The irrepressible joy of life, the undying optimism of man, the sustaining power of art, the charm of beauty, a profound sympathy for the suffering men, the inevitable anguish of human experience, the poignant nostalgia, the universal predicament of separation and death are the motive springs of his poetry. Of course, poetry has a purpose: it should uplift our spirits and ennoble our character, but it can’t perform this function if it doesn’t cause us a thrill or give us a rapture. Tilak’s poetry thrills us, makes a haunting impression on us, and it recurs to our mind again and again like a dear one for whom we long day and night. Every time it recurs, it brings with it a new meaning, a new awareness, a new insight, and offers us a fresh experience.
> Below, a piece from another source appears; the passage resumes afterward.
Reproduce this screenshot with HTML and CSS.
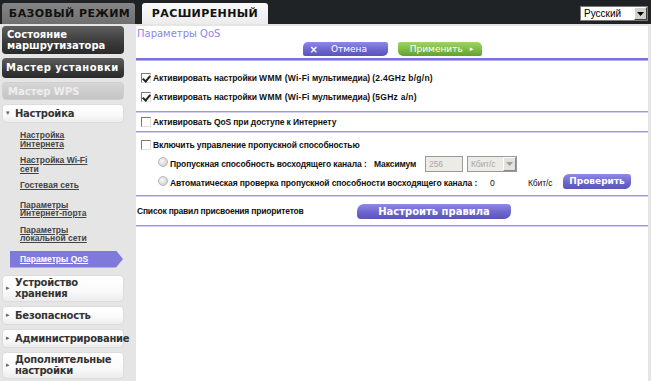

How so this? In Tilak’s themes and art, we have a happy blend of the particular and the universal, the contemporary and the eternal. Mere contemporaneity in theme and treatment will have only an ephemeral appeal. A great poet takes up a contemporary theme and lends it a universal or eternal dimension through his treatment, and raises his work to the level of a classic. And Tilak precisely does this.